Taking Ownership - A Career Advantage

By Sunitha Narayanan

"People fail because they never organize their energies towards a defined goal." Elbert Hubbard

Dave's story begins with his lay-off from a director position with a local business in his home town. He came into the coaching relationship saying, "I haven't had a resume ever—I got my first job through my father's contacts and never gave it much thought…..I took on responsibilities and never thought I could do anything else." He also shared that he was unwilling to relocate from his hometown and that he was still looking to "grow up" and find his "ideal" job.

While gathering information on his accomplishments for his resume, something interesting happened. Each conversation consistently turned to accomplishments outside of Dave's work responsibilities and into his hobbies or childhood experiences. For example, he felt that one of his biggest accomplishments was completing and continuing to participate in, an annual bike race, across190 kilometers. Another achievement related to volunteering in the community to raise money for a local non-profit. Eventually, Dave concluded that his goal for the coaching relationship was to first focus on creating more order and balance in his life.

Did this realization happen quickly for Dave? Not at all. Confusion about what he really wanted to do, stress from financial needs and the burden of family expectations made the process of taking ownership for his career planning very difficult for Dave. He vacillated between looking for "a job" and taking the time to reflect on how he wanted to change his life and work for more fulfillment and joy.

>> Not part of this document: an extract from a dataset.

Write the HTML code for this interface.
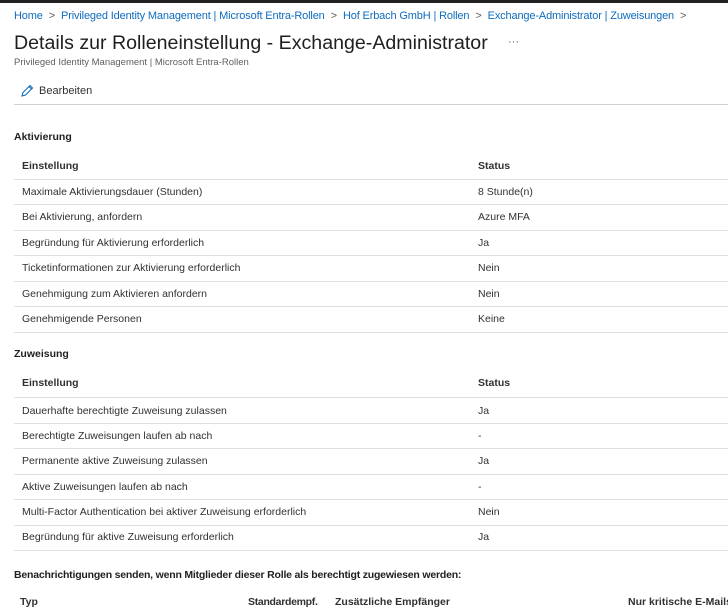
<!DOCTYPE html>
<html><head><meta charset="utf-8"><style>
*{margin:0;padding:0;box-sizing:border-box}
body{width:728px;height:600px;overflow:hidden;background:#fff;font-family:"Liberation Sans",sans-serif;color:#323130;position:relative}
.a{position:absolute;white-space:nowrap}
.bc{top:10px;left:14px;font-size:11px;letter-spacing:-0.15px;color:#0f6cbd}
.bc span{color:#605e5c;margin:0 6px}
.t{top:32px;left:14px;font-size:19.6px;color:#201f1e}
.st{top:57px;left:14px;font-size:9.5px;color:#605e5c}
.r{font-size:10.5px;color:#323130}
.h{font-size:10.5px;font-weight:bold;color:#323130}
.sec{font-size:10.5px;font-weight:bold;color:#201f1e;left:14px}
.ln{position:absolute;left:14px;right:0;height:1px;background:#e1dfdd}
</style></head><body>
<div style="position:absolute;top:0;left:0;right:0;height:3px;background:#222"></div>
<div class="a bc">Home<span>&gt;</span>Privileged Identity Management | Microsoft Entra-Rollen<span>&gt;</span>Hof Erbach GmbH | Rollen<span>&gt;</span>Exchange-Administrator | Zuweisungen<span>&gt;</span></div>
<div class="a t">Details zur Rolleneinstellung - Exchange-Administrator</div>
<div class="a" style="top:36px;left:508px;font-size:11px;color:#605e5c">···</div>
<div class="a st">Privileged Identity Management | Microsoft Entra-Rollen</div>
<svg class="a" style="top:84px;left:20px" width="14" height="14" viewBox="0 0 14 14"><path d="M2 12 L3 8.5 L10 1.5 L12.5 4 L5.5 11 Z M9 2.5 L11.5 5" fill="none" stroke="#0f6cbd" stroke-width="1.1"/></svg>
<div class="a r" style="top:85px;left:39px;font-size:11px">Bearbeiten</div>
<div style="position:absolute;top:104px;left:14px;right:0;height:1px;background:#d0d0d0"></div>

<div class="a sec" style="top:131px">Aktivierung</div>
<div class="a h" style="top:160px;left:22px">Einstellung</div><div class="a h" style="top:160px;left:478px">Status</div>
<div class="ln" style="top:179px"></div>
<div class="a r" style="top:186px;left:22px">Maximale Aktivierungsdauer (Stunden)</div><div class="a r" style="top:186px;left:478px">8 Stunde(n)</div>
<div class="ln" style="top:204px"></div>
<div class="a r" style="top:211px;left:22px">Bei Aktivierung, anfordern</div><div class="a r" style="top:211px;left:478px">Azure MFA</div>
<div class="ln" style="top:230px"></div>
<div class="a r" style="top:237px;left:22px">Begründung für Aktivierung erforderlich</div><div class="a r" style="top:237px;left:478px">Ja</div>
<div class="ln" style="top:255px"></div>
<div class="a r" style="top:262px;left:22px">Ticketinformationen zur Aktivierung erforderlich</div><div class="a r" style="top:262px;left:478px">Nein</div>
<div class="ln" style="top:281px"></div>
<div class="a r" style="top:288px;left:22px">Genehmigung zum Aktivieren anfordern</div><div class="a r" style="top:288px;left:478px">Nein</div>
<div class="ln" style="top:306px"></div>
<div class="a r" style="top:313px;left:22px">Genehmigende Personen</div><div class="a r" style="top:313px;left:478px">Keine</div>
<div class="ln" style="top:332px"></div>

<div class="a sec" style="top:348px">Zuweisung</div>
<div class="a h" style="top:377px;left:22px">Einstellung</div><div class="a h" style="top:377px;left:478px">Status</div>
<div class="ln" style="top:397px"></div>
<div class="a r" style="top:405px;left:22px">Dauerhafte berechtigte Zuweisung zulassen</div><div class="a r" style="top:405px;left:478px">Ja</div>
<div class="ln" style="top:423px"></div>
<div class="a r" style="top:430px;left:22px">Berechtigte Zuweisungen laufen ab nach</div><div class="a r" style="top:430px;left:478px">-</div>
<div class="ln" style="top:448px"></div>
<div class="a r" style="top:455px;left:22px">Permanente aktive Zuweisung zulassen</div><div class="a r" style="top:455px;left:478px">Ja</div>
<div class="ln" style="top:474px"></div>
<div class="a r" style="top:481px;left:22px">Aktive Zuweisungen laufen ab nach</div><div class="a r" style="top:481px;left:478px">-</div>
<div class="ln" style="top:499px"></div>
<div class="a r" style="top:506px;left:22px">Multi-Factor Authentication bei aktiver Zuweisung erforderlich</div><div class="a r" style="top:506px;left:478px">Nein</div>
<div class="ln" style="top:525px"></div>
<div class="a r" style="top:531px;left:22px">Begründung für aktive Zuweisung erforderlich</div><div class="a r" style="top:531px;left:478px">Ja</div>
<div class="ln" style="top:550px"></div>

<div class="a sec" style="top:569px;letter-spacing:-0.2px">Benachrichtigungen senden, wenn Mitglieder dieser Rolle als berechtigt zugewiesen werden:</div>
<div class="a h" style="top:596px;left:20px">Typ</div>
<div class="a h" style="top:596px;left:248px;letter-spacing:-0.3px">Standardempf.</div>
<div class="a h" style="top:596px;left:335px">Zusätzliche Empfänger</div>
<div class="a h" style="top:596px;left:628px">Nur kritische E-Mails</div>
</body></html>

Here are some strategies that helped Dave take ownership for designing a vibrant and fulfilling work life.

Encouraging Visual Imagery
A simple, yet powerful concept of visual imagery helped identify key challenges of Dave's current career transition. In particular, two ideas worked very well for Dave. The first one was adapted from Dr. Rich Feller's online video presentation, "Career Coaching Clients for Success : 10 Lifelong Career Rules". Dave played with a "slinky", as demonstrated by Dr. Feller, to identify feelings of anger and disappointment, denial and confusion, relief and validation that accompanied this stage of transition. For the second exercise, Dave gave voice to physical characteristics of his "confusion." He described this confusion as being abandoned on an island, feeling short of breath and very helpless. As he was invited to add details to this imagery, Dave started noticing the blue sky, the warmth of sunshine and the gentle waves of the ocean. These details became significant in helping Dave recognize that he is naturally creative and resourceful; thus setting in motion a plan of action that was driven by him. These exercises also helped Dave understand and value that change brings both, risk and opportunity and that, a period of dormancy may hide growth and renewal.

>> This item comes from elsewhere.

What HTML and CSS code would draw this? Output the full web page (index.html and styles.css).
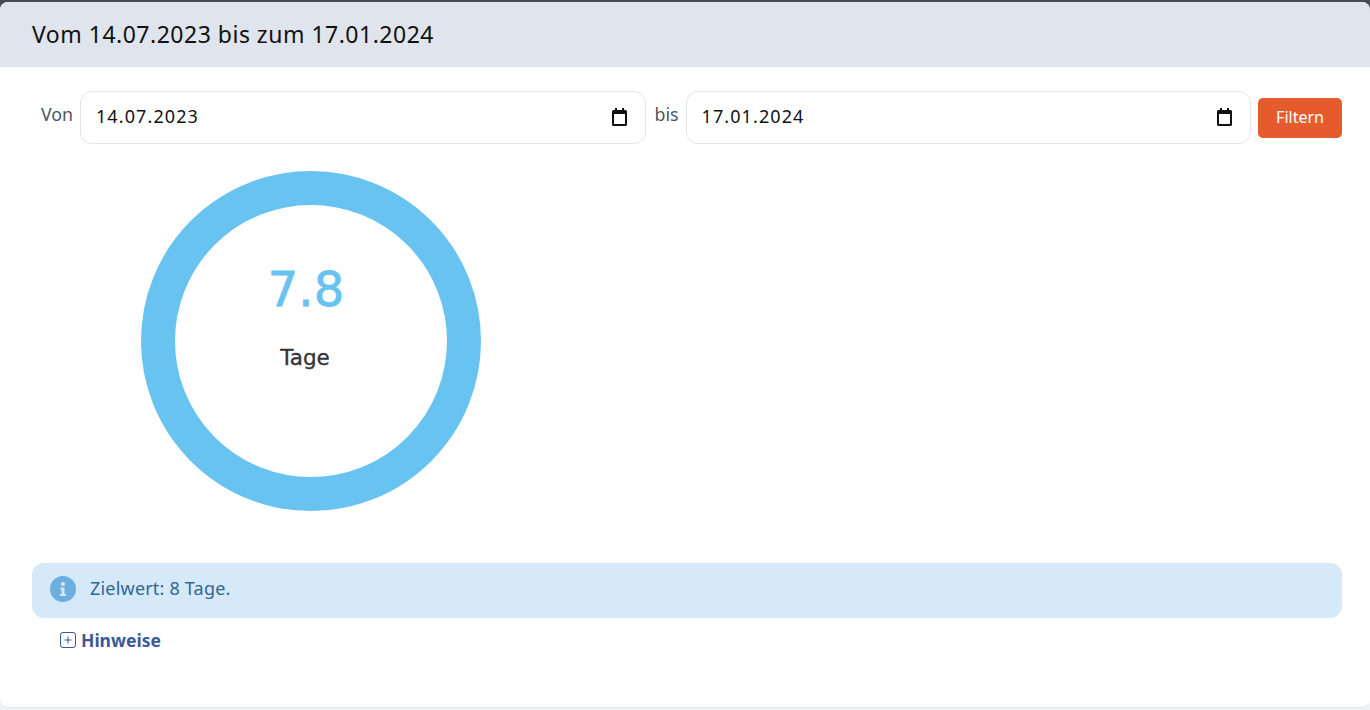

Asking Provocative Questions
The concept of asking powerful questions to invite clients to action is described eloquently in Co-Active Coaching by Laura Whitworth and her co-authors. This tool was used to encourage Dave to come up with inquiry questions. Reflecting upon a variety of questions across several areas such as family, fun, work and life allowed him to create a picture of his core values, identify work and leisure interests and prioritize his skills. One of the benefits of this tool lies in the shift of power to the client—this is described by Whitworth et.al as "holding the client's agenda." Another exercise that Dave completed included using these questions to write a tribute to his work that celebrated his accomplishments over many years. This was a powerful exercise for Dave because it clearly brought out his unique gifts and helped him define his core philosophy of how he wanted to live his life. A powerful outcome using this tool was exploring career ideas that would give Dave a sense of deep fulfillment. One of his comments after this exercise was, "This was difficult…but it made me realize that if I didn't do these things…I would consider myself a failure." At this point of the coaching relationship, Dave was somewhat disheartened and struggled to "see" the tangible benefits of these exercises. At one point, he communicated that he'd rather "just look for a job." One idea that put the joy back into the coaching process was having Dave read aloud the goals he and the coach had decided upon in the beginning of their relationship.

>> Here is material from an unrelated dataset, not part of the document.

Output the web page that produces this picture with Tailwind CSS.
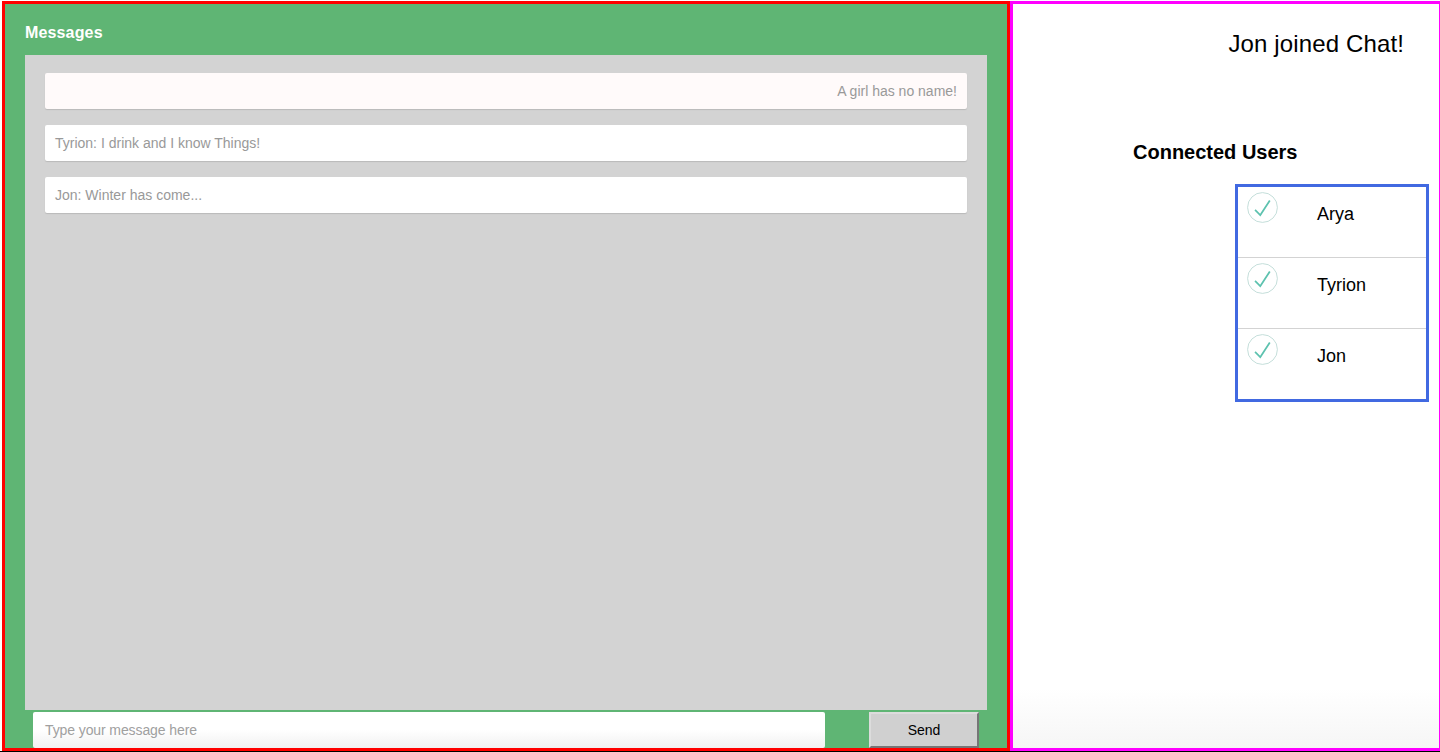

Designing Job Descriptions
Dave continued to use visual imagery and reflective questions to define the essentials of his ideal work day. He designed several ideal work days to identify common themes across his values, skills and interests. He followed this with prioritizing and writing detailed job descriptions for his top three ideal day descriptions. Some areas that he looked closely at included writing the mission statement of his potential employer, size and history of the ideal organization and products, services and customers of this organization. Dave also included the personal characteristics of people working with him. The last section included elaborate information on his position title, daily tasks, challenges faced, soft skills required to be successful in this position and salary and benefits of his work. This exercise was a vital link between his aspirations and customized research on available opportunities. Some critical benefits of this process included:

· freedom to dream and discover his potential,

· recognition of the interrelatedness of making choices and

· conscious focus on his goals, while celebrating his journey towards his destination.

Celebrating the Journey
Over a period of three months, Dave continued to build a foundation based on thorough self-reflection. Today, he is pursuing his dream of working in a business that fits his most important value (work-life balance), meets his most prioritized interest (biking) and uses his most important skill set (informing and teaching concepts). The role of a coach in facilitating career ownership can be best described as a facilitator, one who challenges by asking questions, believes the client has the answers and gently prods them to clarify the confusion to come to a defined outcome. This responsibility is well explained by Laura Whitworth and her colleagues as, "dancing in the moment--- the ability to adjust, a willingness to change directions, recognize contradictions and keep going."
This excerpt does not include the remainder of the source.